The outbreak of the US-Iran war has brought two changes to the WTI crude market operating on different timescales. The first is rapid price volatility responding directly to news headlines. The second is a slow structural transformation of speculative positioning, unfolding over weeks to months.
Commercial crude inventories have reached 465.7 million barrels — approximately 3% above the five-year average — while tanker traffic through the Strait of Hormuz continues to be depressed. This reflects a supply network condition unlike peacetime: "inventories are building, but transportation is stalled."
Focusing on geopolitical headlines risks seeing only the "fast timescale." The fundamental change in the market is proceeding on a "slow timescale" — the gradual transformation of speculative behavior as margin costs rise. Observing both timescales simultaneously is the key to reading the current market.

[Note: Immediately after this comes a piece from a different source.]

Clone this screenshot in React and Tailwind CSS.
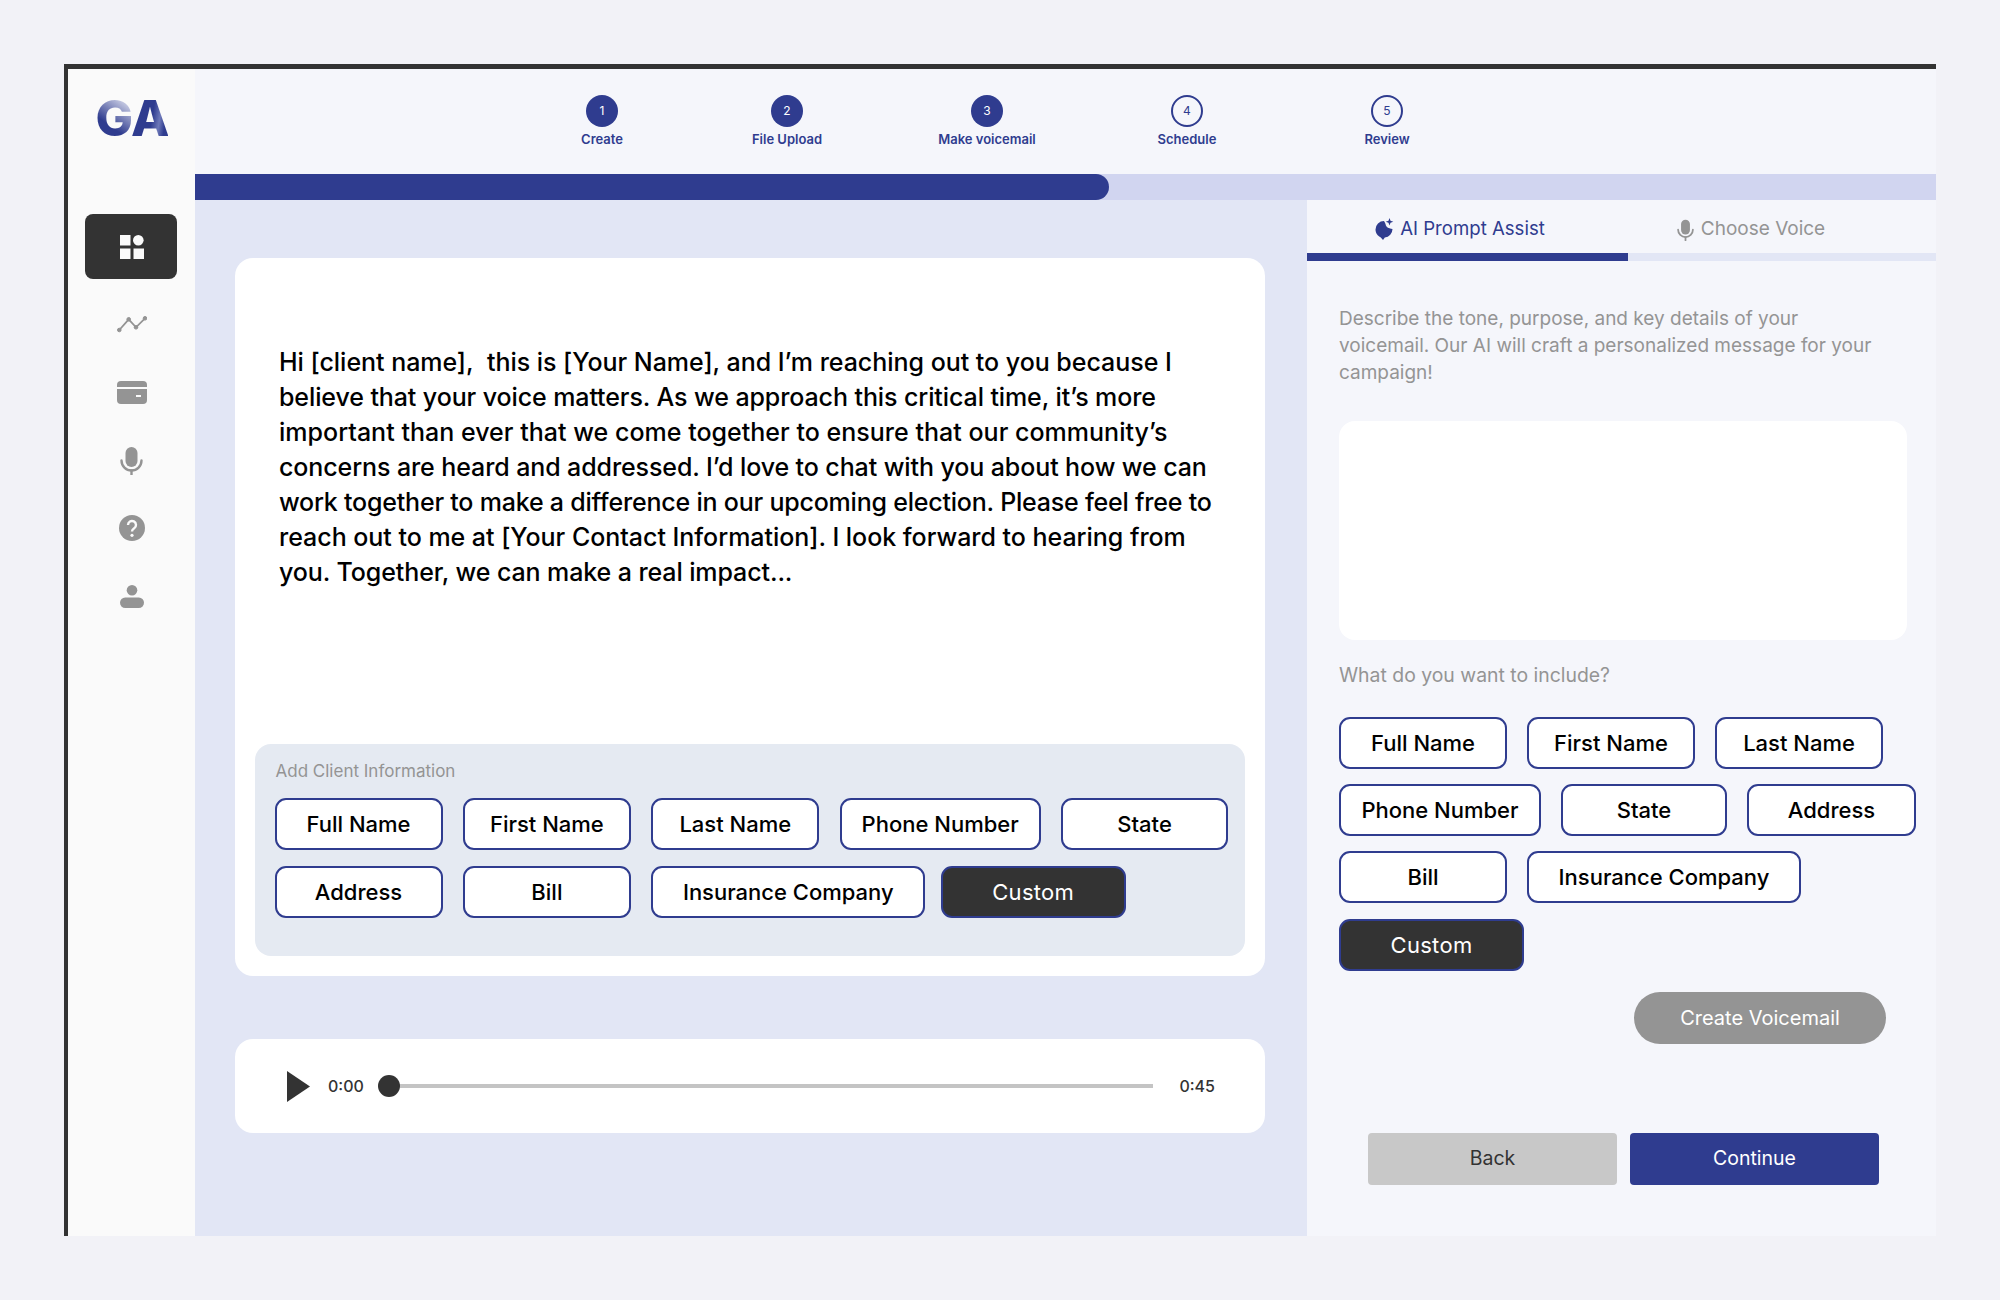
import React from "react";

const Chip = ({ children, className = "", dark = false }) => (
  <div
    className={
      "h-[52px] pt-[1px] flex items-center justify-center rounded-[11px] border-[2.5px] border-[#2f3c8f] text-[22px] " +
      (dark ? "bg-[#333333] text-white font-normal tracking-[0.3px] " : "bg-white text-black font-medium ") +
      className
    }
  >
    {children}
  </div>
);

const Step = ({ n, label, done, className = "" }) => (
  <div className={"w-[200px] flex flex-col items-center " + className}>
    <div
      className={
        "w-[32px] h-[32px] rounded-full flex items-center justify-center text-[12px] " +
        (done ? "bg-[#2f3c8f] text-white" : "border-2 border-[#2f3c8f] text-[#2f3c8f]")
      }
    >
      {n}
    </div>
    <div className="mt-[3px] text-[13px] leading-[18px] font-semibold text-[#2f3c8f]">{label}</div>
  </div>
);

const NavSlot = ({ children }) => (
  <div className="h-[68px] w-full flex items-center justify-center">{children}</div>
);

const MicIcon = ({ w, h, color, className = "" }) => (
  <svg width={w} height={h} viewBox="0 0 23 28" fill="none" className={className}>
    <rect x="5.5" y="0" width="12" height="20" rx="6" fill={color} />
    <path d="M1.5 13.5a10 10 0 0 0 20 0" stroke={color} strokeWidth="2.4" strokeLinecap="round" />
    <path d="M11.5 23.5V28" stroke={color} strokeWidth="2.4" strokeLinecap="round" />
  </svg>
);

export default function App() {
  return (
    <div className="w-[2000px] h-[1300px] bg-[#f2f2f7] p-[64px] font-['Inter',sans-serif]">
      <div className="w-[1872px] h-[1172px] flex border-t-[5px] border-l-[4px] border-[#333333]">
        <aside className="w-[127px] bg-[#fafafa] flex flex-col items-center">
          <div className="h-[145px] w-full flex items-start justify-center pt-[20px]">
            <div className="text-[50px] leading-[58px] font-extrabold tracking-[-2px] flex">
              <span className="bg-[linear-gradient(215deg,#e8eaf5_12%,#2f3c8f_62%)] bg-clip-text text-transparent">G</span>
              <span className="bg-[linear-gradient(100deg,#2f3c8f_55%,#6d78b8_72%,#2f3c8f_85%)] bg-clip-text text-transparent">A</span>
            </div>
          </div>
          <div className="w-[92px] h-[65px] mr-[2px] rounded-[8px] bg-[#333333] flex items-center justify-center pl-[3px]">
            <svg width="24" height="24" viewBox="0 0 24 24" fill="#fafafa">
              <rect x="0" y="0" width="10.5" height="10.5" />
              <circle cx="18.3" cy="5.3" r="5.3" />
              <rect x="0" y="13.5" width="10.5" height="10.5" />
              <rect x="13.5" y="13.5" width="10.5" height="10.5" />
            </svg>
          </div>
          <div className="mt-[11px] w-full flex flex-col">
            <NavSlot>
              <svg width="30" height="18" viewBox="0 0 30 18" fill="#949494" stroke="#949494" className="mt-[2px]">
                <path d="M2.3 14L11.7 3.3L19 11.3L28 2.3" fill="none" strokeWidth="1.8" />
                <circle cx="2.3" cy="14" r="1.8" />
                <circle cx="11.7" cy="3.3" r="1.8" />
                <circle cx="19" cy="11.3" r="1.8" />
                <circle cx="28" cy="2.3" r="1.8" />
              </svg>
            </NavSlot>
            <NavSlot>
              <svg width="30" height="23" viewBox="0 0 30 23" fill="none">
                <rect x="0" y="0" width="30" height="23" rx="4" fill="#949494" />
                <rect x="0" y="6" width="30" height="2" fill="#fafafa" />
                <rect x="19" y="14" width="5" height="2" fill="#fafafa" />
              </svg>
            </NavSlot>
            <NavSlot>
              <MicIcon w={23} h={28} color="#949494" className="mt-[2px]" />
            </NavSlot>
            <NavSlot>
              <svg width="26" height="26" viewBox="0 0 26 26">
                <circle cx="13" cy="13" r="13" fill="#949494" />
                <path d="M9 10a4 4 0 1 1 6.2 3.3c-1.4.9-2.2 1.5-2.2 3.2" fill="none" stroke="#fafafa" strokeWidth="2.4" />
                <circle cx="13" cy="20.3" r="1.6" fill="#fafafa" />
              </svg>
            </NavSlot>
            <NavSlot>
              <svg width="24" height="23" viewBox="0 0 24 23" fill="#949494">
                <circle cx="12" cy="5.3" r="5.3" />
                <rect x="0" y="12.5" width="24" height="10.5" rx="5.2" />
              </svg>
            </NavSlot>
          </div>
        </aside>

        <div className="flex-1 flex flex-col min-w-0">
          <header className="h-[105px] bg-[#f5f6fb] flex pl-[307px] pt-[26px]">
            <Step n="1" label="Create" done className="mr-[-15px]" />
            <Step n="2" label="File Upload" done />
            <Step n="3" label="Make voicemail" done />
            <Step n="4" label="Schedule" />
            <Step n="5" label="Review" />
          </header>
          <div className="h-[26px] bg-[#d1d5f0]">
            <div className="w-[914px] h-full bg-[#2f3c8f] rounded-r-[13px]" />
          </div>

          <div className="flex-1 flex min-h-0">
            <main className="w-[1112px] bg-[#e2e6f5] pl-[40px] pr-[42px] pt-[58px]">
              <section className="h-[718px] bg-white rounded-[18px] p-[20px] flex flex-col">
                <div className="pt-[67px] pl-[24px] text-[25px] leading-[35px] font-[450] text-black whitespace-nowrap">
                  <div className="tracking-[-0.03px]">Hi [client name],&nbsp; this is [Your Name], and I’m reaching out to you because I</div>
                  <div className="tracking-[-0.1px]">believe that your voice matters. As we approach this critical time, it’s more</div>
                  <div className="tracking-[0.02px]">important than ever that we come together to ensure that our community’s</div>
                  <div className="tracking-[-0.1px]">concerns are heard and addressed. I’d love to chat with you about how we can</div>
                  <div className="tracking-[-0.21px]">work together to make a difference in our upcoming election. Please feel free to</div>
                  <div className="tracking-[-0.03px]">reach out to me at [Your Contact Information]. I look forward to hearing from</div>
                  <div className="tracking-[-0.1px]">you. Together, we can make a real impact...</div>
                </div>
                <div className="mt-auto h-[212px] bg-[#e5eaf2] rounded-[16px] pl-[19.5px] pt-[16px]">
                  <div className="pl-[1px] text-[17px] leading-[22px] text-[#949494]">Add Client Information</div>
                  <div className="mt-[16px] flex gap-[20.4px]">
                    <Chip className="w-[168px]">Full Name</Chip>
                    <Chip className="w-[168px]">First Name</Chip>
                    <Chip className="w-[168px]">Last Name</Chip>
                    <Chip className="w-[201px]">Phone Number</Chip>
                    <Chip className="w-[167px]">State</Chip>
                  </div>
                  <div className="mt-[16px] flex gap-[20.4px]">
                    <Chip className="w-[168px]">Address</Chip>
                    <Chip className="w-[168px]">Bill</Chip>
                    <Chip className="w-[274px]">Insurance Company</Chip>
                    <Chip dark className="w-[185px] ml-[-5px]">Custom</Chip>
                  </div>
                </div>
              </section>

              <section className="mt-[63px] h-[94px] bg-white rounded-[18px] flex items-center pl-[52px] pr-[50px]">
                <svg width="23" height="31" viewBox="0 0 23 31" fill="#333333">
                  <path d="M0 0L23 15.5L0 31Z" />
                </svg>
                <span className="ml-[18px] w-[36px] text-[16px] font-medium text-[#333333]">0:00</span>
                <div className="ml-[14px] flex-1 flex items-center">
                  <div className="w-[22px] h-[22px] rounded-full bg-[#333333] shrink-0" />
                  <div className="flex-1 h-[4px] bg-[#c4c4c4]" />
                </div>
                <span className="ml-[26px] text-[16px] font-medium text-[#333333]">0:45</span>
              </section>
            </main>

            <div className="flex-1 bg-[#f5f6fb] flex flex-col min-w-0">
              <div className="h-[61px] flex flex-col">
                <div className="flex-1 flex">
                  <div className="w-[321px] flex items-center justify-center gap-[6px] pt-[4px] pr-[16px] text-[18.6px] text-[#2f3c8f]">
                    <svg width="20" height="22" viewBox="0 0 20 22" fill="#2f3c8f">
                      <path d="M10 3a8.5 8.5 0 0 0-8.5 8.5c0 3.5 2.2 6.6 5.3 7.9L9 22l1.8-2.6A8.5 8.5 0 0 0 18.5 11c-1-.2-2-.2-3-.7A5 5 0 0 1 11.5 6c-.4-1-.8-2-1.5-3Z" />
                      <path d="M15.5 0l1 2.8 2.8 1-2.8 1-1 2.8-1-2.8-2.8-1 2.8-1Z" />
                    </svg>
                    AI Prompt Assist
                  </div>
                  <div className="flex-1 flex items-center justify-center gap-[7px] pt-[6px] pr-[62px] text-[19px] text-[#949494]">
                    <MicIcon w={17} h={22} color="#949494" />
                    Choose Voice
                  </div>
                </div>
                <div className="h-[8px] bg-[#e2e6f5]">
                  <div className="w-[321px] h-full bg-[#2f3c8f]" />
                </div>
              </div>

              <div className="pl-[32px] flex flex-col">
                <p className="mt-[44px] text-[19px] leading-[27px] text-[#949494] whitespace-nowrap">
                  Describe the tone, purpose, and key details of your<br />
                  voicemail. Our AI will craft a personalized message for your<br />
                  campaign!
                </p>
                <div className="mt-[35px] w-[568px] h-[219px] bg-white rounded-[16px]" />
                <div className="mt-[22px] text-[19.4px] leading-[27px] text-[#949494]">What do you want to include?</div>
                <div className="mt-[28px] flex flex-col gap-[15.2px]">
                  <div className="flex gap-[20px]">
                    <Chip className="w-[168px]">Full Name</Chip>
                    <Chip className="w-[168px]">First Name</Chip>
                    <Chip className="w-[168px]">Last Name</Chip>
                  </div>
                  <div className="flex gap-[20px]">
                    <Chip className="w-[202px]">Phone Number</Chip>
                    <Chip className="w-[166px]">State</Chip>
                    <Chip className="w-[169px]">Address</Chip>
                  </div>
                  <div className="flex gap-[20px]">
                    <Chip className="w-[168px]">Bill</Chip>
                    <Chip className="w-[274px]">Insurance Company</Chip>
                  </div>
                  <div className="flex">
                    <Chip dark className="w-[185px]">Custom</Chip>
                  </div>
                </div>
                <div className="mt-[21px] flex justify-end pr-[50px]">
                  <div className="w-[252px] h-[52px] rounded-full bg-[#949494] text-white text-[20px] flex items-center justify-center">Create Voicemail</div>
                </div>
                <div className="mt-[89px] flex gap-[13px] pl-[29px]">
                  <div className="w-[249px] h-[52px] rounded-[4px] bg-[#c8c8c8] text-[#333333] text-[19.5px] flex items-center justify-center">Back</div>
                  <div className="w-[249px] h-[52px] rounded-[4px] bg-[#2f3c8f] text-white text-[19.5px] flex items-center justify-center">Continue</div>
                </div>
              </div>
            </div>
          </div>
        </div>
      </div>
    </div>
  );
}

The position compression trend noted in the February report continues as of April. Speculators who built long outright positions in mid-February have consistently followed a pattern of selling those positions from mid-March onward and shifting capital into basis trades. The continuity itself is important information — this is not temporary but a structural trend.
Outright compression from rising margins was beginning, and a shift toward basis trading was starting to be observed.
The compression and shift continue. Despite a significant geopolitical event — a temporary ceasefire — the structure itself has not changed.
The fact that a geopolitically significant event — a "temporary ceasefire" — failed to alter the structure of speculative positioning demonstrates the dominance of financial constraints in the current market. The significance of news and the magnitude of its impact on market structure are no longer aligned.
The steep backwardation formed since the US-Iran war's outbreak persists post-ceasefire. Price volatility is concentrated in short-dated contracts (spot to 6 months forward), while medium-dated contracts maintain relatively stable yields. This "volatile short end, stable medium end" structure suggests participants are pricing geopolitical risk as "time-limited noise."
The stability differential between the short and medium ends of the curve means the market views geopolitical risk as temporary rather than a permanent structural change. Whether this view is correct will be determined by whether short-dated contract moves eventually propagate to medium-dated contracts.
The current market features simultaneous progression of geopolitical "fast timescale" noise and financial-constraint-driven "slow timescale" structural change. The latter can only be observed through continuous monitoring of weekly CFTC data.